Once upon a time, Android apps ran on phones, and GNU/Linux apps ran on PCs. Things are a lot blurrier these days, thanks things like Chromebooks, which can run Android, Chrome OS, and Linux apps on a single device.
If you want to run Android apps on your non-Chromebook laptop, there have been ways to do that for a while… but most involve installing some sort of virtual machine and interacting with Android apps inside a complete virtual Android environment.
A few years ago the folks at Anbox introduced a solution that lets you run Android apps in a Linux environment as if they were native Linux apps. Now Collabora has a different solution that it calls SPURV.
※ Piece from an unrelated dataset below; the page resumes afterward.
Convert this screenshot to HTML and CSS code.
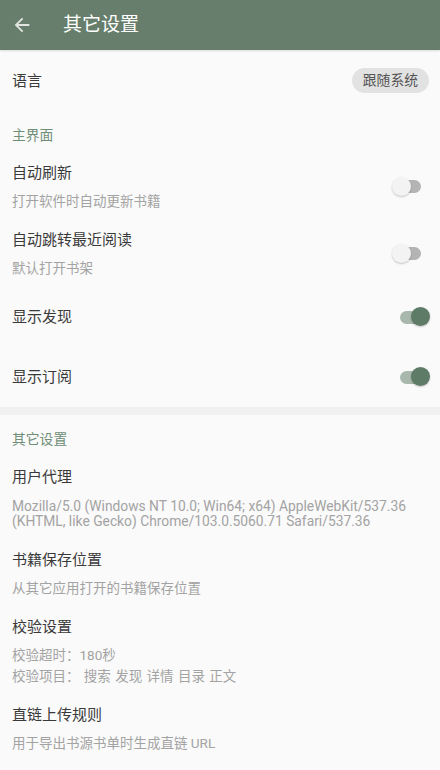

In a nutshell, SPURV offers a way to run Android apps on a system running a GNU/Linux operating system with the Wayland display server. The software is open source and available for anyone to build from scratch… but there are currently no plans to offer it as an easy-to-install application using Flatpack or a similar package management system.
SPURV is basically a set of tools that allows you to install a complete Android operating system in a container and then provides access to a computer’s audio, graphics, and networking hardware, among other things.
The result is that you can run Android apps in windows as if they were native apps and they should support hardware-accelerated graphics, touchscreen displays, and other features.
The down side is that you’re basically running two full operating systems at once, which could take a toll on system resources and performance.